DS: My first job after graduate school was very similar to Natasha’s—I was hired by a vintage clothing wholesaler to design a marketing campaign for her local Hasidic-run dry cleaner. I got the job over Craigslist and lasted about eight days at the job. The parting was amicable—the clash of cultures was too intense; the cauldron of tradition, commerce, and gender dynamics was impossible for any of us to navigate. I grew up in a pretty secular Jewish household in New York, during the years that the Lower East Side and Williamsburg were gentrified. The swiftness with which this process happened was pretty surreal—to find myself bar-hopping on the same street where my grandfather, a Polish immigrant, worked sewing buttonholes forced me to reckon with how quickly the city, and my family, had changed. This reckoning was kind of so overwhelming that I decided to avoid it.

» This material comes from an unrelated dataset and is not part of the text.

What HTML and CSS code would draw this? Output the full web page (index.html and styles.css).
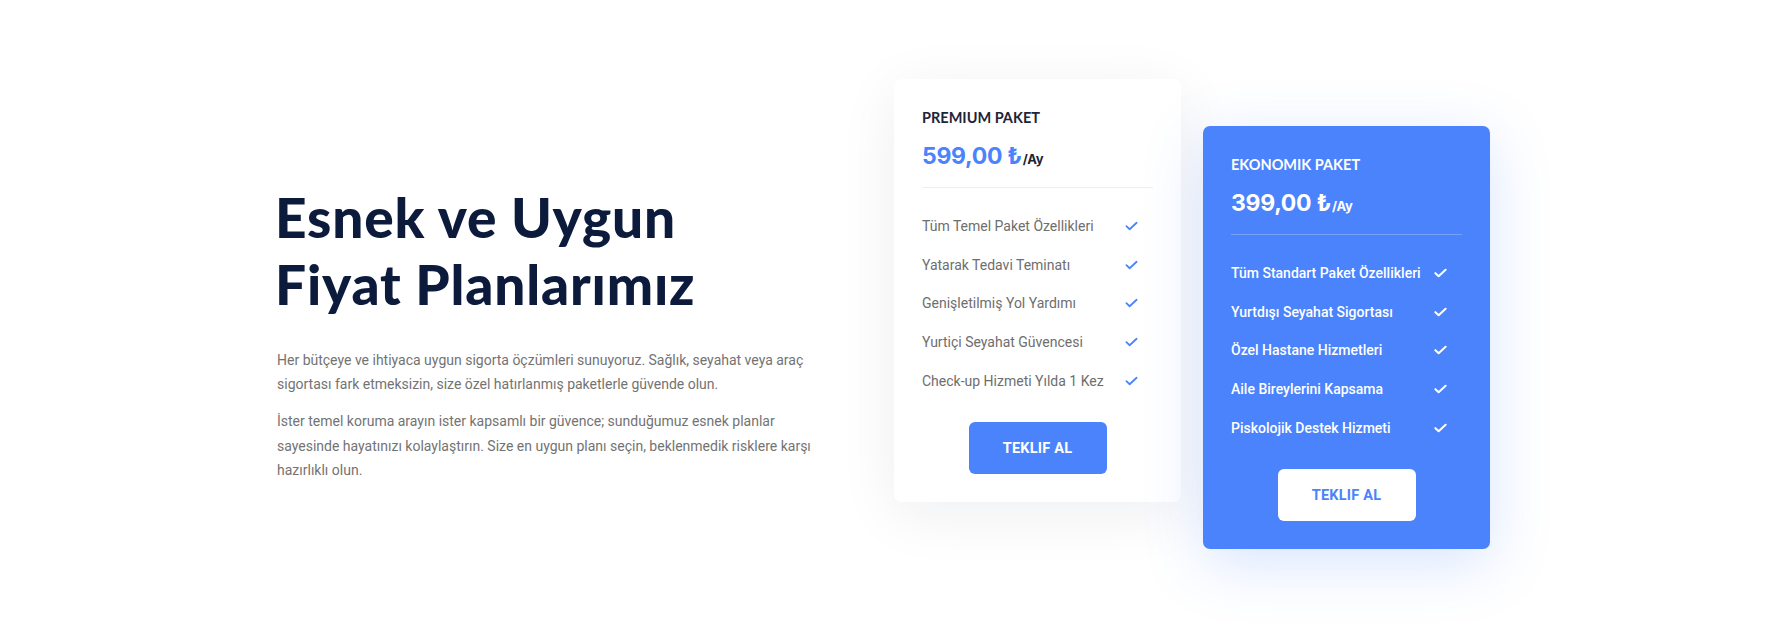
FILE: index.html
```html
<!DOCTYPE html>
<html lang="tr">
<head>
<meta charset="utf-8">
<title>Fiyat Planları</title>
<link rel="stylesheet" href="styles.css">
</head>
<body>
<section class="pricing">
  <div class="intro">
    <h1 class="intro-title">Esnek ve Uygun<br>Fiyat Planlarımız</h1>
    <p class="intro-text">Her bütçeye ve ihtiyaca uygun sigorta öçzümleri sunuyoruz. Sağlık, seyahat veya araç sigortası fark etmeksizin, size özel hatırlanmış paketlerle güvende olun.</p>
    <p class="intro-text">İster temel koruma arayın ister kapsamlı bir güvence; sunduğumuz esnek planlar sayesinde hayatınızı kolaylaştırın. Size en uygun planı seçin, beklenmedik risklere karşı hazırlıklı olun.</p>
  </div>
  <div class="cards">
    <div class="card card-light">
      <div class="card-name">PREMIUM PAKET</div>
      <div class="card-price">599,00 ₺<span class="per">/Ay</span></div>
      <ul class="features">
        <li><span>Tüm Temel Paket Özellikleri</span><svg class="check" viewBox="0 0 14 10"><path d="M1.5 5.2 L5 8.5 L12.5 1.5"/></svg></li>
        <li><span>Yatarak Tedavi Teminatı</span><svg class="check" viewBox="0 0 14 10"><path d="M1.5 5.2 L5 8.5 L12.5 1.5"/></svg></li>
        <li><span>Genişletilmiş Yol Yardımı</span><svg class="check" viewBox="0 0 14 10"><path d="M1.5 5.2 L5 8.5 L12.5 1.5"/></svg></li>
        <li><span>Yurtiçi Seyahat Güvencesi</span><svg class="check" viewBox="0 0 14 10"><path d="M1.5 5.2 L5 8.5 L12.5 1.5"/></svg></li>
        <li><span>Check-up Hizmeti Yılda 1 Kez</span><svg class="check" viewBox="0 0 14 10"><path d="M1.5 5.2 L5 8.5 L12.5 1.5"/></svg></li>
      </ul>
      <a class="btn btn-blue" href="#">TEKLIF AL</a>
    </div>
    <div class="card card-blue">
      <div class="card-name">EKONOMIK PAKET</div>
      <div class="card-price">399,00 ₺<span class="per">/Ay</span></div>
      <ul class="features">
        <li><span>Tüm Standart Paket Özellikleri</span><svg class="check" viewBox="0 0 14 10"><path d="M1.5 5.2 L5 8.5 L12.5 1.5"/></svg></li>
        <li><span>Yurtdışı Seyahat Sigortası</span><svg class="check" viewBox="0 0 14 10"><path d="M1.5 5.2 L5 8.5 L12.5 1.5"/></svg></li>
        <li><span>Özel Hastane Hizmetleri</span><svg class="check" viewBox="0 0 14 10"><path d="M1.5 5.2 L5 8.5 L12.5 1.5"/></svg></li>
        <li><span>Aile Bireylerini Kapsama</span><svg class="check" viewBox="0 0 14 10"><path d="M1.5 5.2 L5 8.5 L12.5 1.5"/></svg></li>
        <li><span>Piskolojik Destek Hizmeti</span><svg class="check" viewBox="0 0 14 10"><path d="M1.5 5.2 L5 8.5 L12.5 1.5"/></svg></li>
      </ul>
      <a class="btn btn-white" href="#">TEKLIF AL</a>
    </div>
  </div>
</section>
</body>
</html>
```
FILE: styles.css
```css
* { box-sizing: border-box; }
html, body { margin: 0; padding: 0; background: #fff; }
body { font-family: Roboto, "Liberation Sans", sans-serif; }

.pricing {
  display: flex;
  align-items: flex-start;
  padding: 79px 0 0 277px;
  height: 638px;
}

.intro {
  width: 540px;
  padding-top: 105px;
  margin-right: 77px;
}
.intro-title {
  margin: 0 0 29.5px -2px;
  font-family: Lato, "Open Sans", sans-serif;
  font-weight: 900;
  font-size: 55px;
  line-height: 67px;
  color: #0c1a3b;
  letter-spacing: 0.8px;
}
.intro-text {
  margin: 0 0 12.5px;
  font-size: 14px;
  line-height: 24.5px;
  color: #737373;
}

.cards {
  display: flex;
  align-items: flex-start;
  gap: 22px;
}
.card {
  width: 287px;
  height: 423px;
  border-radius: 7px;
  padding: 29px 28px 28px;
  display: flex;
  flex-direction: column;
}
.card-light {
  background: #fff;
  box-shadow: 0 12px 60px rgba(20, 30, 60, 0.07);
}
.card-blue {
  margin-top: 47px;
  background: #4a83fb;
  box-shadow: 0 14px 60px rgba(74, 131, 251, 0.22);
  color: #fff;
}

.card-name {
  font-family: Lato, sans-serif;
  font-weight: 700;
  font-size: 14.5px;
  line-height: 20px;
  letter-spacing: 0;
  color: #1e2437;
}
.card-blue .card-name { color: #fff; }

.card-price {
  margin-top: 13px;
  padding-bottom: 13px;
  border-bottom: 1px solid #eeeff2;
  font-family: Inter, sans-serif;
  font-weight: 700;
  font-size: 23px;
  line-height: 30px;
  color: #4a83fb;
  letter-spacing: -0.3px;
}
.card-blue .card-price {
  color: #fff;
  border-bottom-color: rgba(255, 255, 255, 0.25);
}
.per {
  font-size: 13px;
  font-weight: 700;
  color: #1e2437;
  margin-left: 1px;
}
.card-blue .per { color: #fff; }

.features {
  list-style: none;
  margin: 0;
  padding: 26px 0 0;
  display: flex;
  flex-direction: column;
  gap: 14.7px;
}
.features li {
  display: flex;
  align-items: center;
  justify-content: space-between;
  padding-right: 15px;
  font-size: 14px;
  line-height: 24px;
  color: #6e6e6e;
}
.card-blue .features li {
  color: #fff;
  font-weight: 500;
}
.check {
  width: 13px;
  height: 10px;
  fill: none;
  stroke: #4a83fb;
  stroke-width: 1.9;
  stroke-linecap: round;
  stroke-linejoin: round;
}
.card-blue .check { stroke: #fff; stroke-width: 2.2; }

.btn {
  margin: auto auto 0;
  width: 138px;
  height: 52px;
  border-radius: 6px;
  display: flex;
  align-items: center;
  justify-content: center;
  font-weight: 700;
  font-size: 14.5px;
  text-decoration: none;
  letter-spacing: 0.2px;
}
.btn-blue { background: #4a83fb; color: #fff; }
.btn-white { background: #fff; color: #4a83fb; }
```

This play, which is the most personal piece I have written—and which I began five years ago and then literally stuffed in a drawer, unfinished—is my belated attempt to wrestle with this legacy and these stories.
JS: What's up next for you?
DS: This summer, I’ll be back in the Bay Area to continue working on Natasha and the Coat; then I’ll be in Philadelphia working with Pig Iron on a new piece called Welcome to Yuba City. This fall, my play God Save Gertrude will be at the Theatre @ Boston Court in Pasadena.